The Government of Pakistan has announced a major step to enhance fuel transportation efficiency. It has increased the share of Motor Spirit (MOGAS) transported via the White Oil Pipeline (WOP) from 50% to 60%, effective October 1, 2025.
The Ministry of Energy (Petroleum Division) shared this decision through an official letter issued to the Oil and Gas Regulatory Authority (OGRA). The letter refers to earlier communications from PAPCO and OGRA regarding the gradual transition plan for pipeline transportation.
According to the letter, the decision came after careful consultation with stakeholders. The shift aims to make fuel transportation more reliable, cost-efficient, and secure. By increasing the pipeline share, the government seeks to reduce pressure on road transport networks while improving supply chain efficiency.

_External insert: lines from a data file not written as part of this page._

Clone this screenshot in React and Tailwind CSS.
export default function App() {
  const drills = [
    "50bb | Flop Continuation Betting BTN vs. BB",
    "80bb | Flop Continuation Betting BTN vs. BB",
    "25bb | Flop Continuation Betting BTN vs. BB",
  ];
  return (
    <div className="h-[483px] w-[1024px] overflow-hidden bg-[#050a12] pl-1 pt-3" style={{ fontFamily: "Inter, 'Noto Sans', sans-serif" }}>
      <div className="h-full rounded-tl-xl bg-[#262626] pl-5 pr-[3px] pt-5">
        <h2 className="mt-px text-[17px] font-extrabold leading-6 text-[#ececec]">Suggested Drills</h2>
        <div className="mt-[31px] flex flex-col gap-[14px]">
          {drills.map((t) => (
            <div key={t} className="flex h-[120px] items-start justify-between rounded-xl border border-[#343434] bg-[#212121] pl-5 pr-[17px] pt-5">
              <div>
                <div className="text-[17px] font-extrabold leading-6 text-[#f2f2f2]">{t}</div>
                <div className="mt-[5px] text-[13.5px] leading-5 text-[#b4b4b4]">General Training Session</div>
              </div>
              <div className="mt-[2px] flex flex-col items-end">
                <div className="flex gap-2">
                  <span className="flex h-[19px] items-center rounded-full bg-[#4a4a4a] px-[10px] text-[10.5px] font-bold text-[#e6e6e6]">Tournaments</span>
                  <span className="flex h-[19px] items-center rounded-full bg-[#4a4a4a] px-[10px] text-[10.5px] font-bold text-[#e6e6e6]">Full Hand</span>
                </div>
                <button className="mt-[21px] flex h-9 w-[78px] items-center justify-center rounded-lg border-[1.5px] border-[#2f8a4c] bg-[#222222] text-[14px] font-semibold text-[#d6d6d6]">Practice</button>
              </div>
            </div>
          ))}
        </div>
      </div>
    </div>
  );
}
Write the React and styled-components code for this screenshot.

Ministry of Energy (Petroleum Division) has instructed OGRA to issue directives to Oil Marketing Companies (OMCs) for immediate compliance. Moreover, the regulator must coordinate with road transporters and contractors to ensure smooth implementation of the revised transportation mix.
The Competent Authority has approved the directive, signaling a firm policy shift toward modernizing Pakistan’s fuel and MOGAS logistics infrastructure. This move is expected to support better supply management, lower operational costs, and minimize potential delays in upcountry fuel delivery.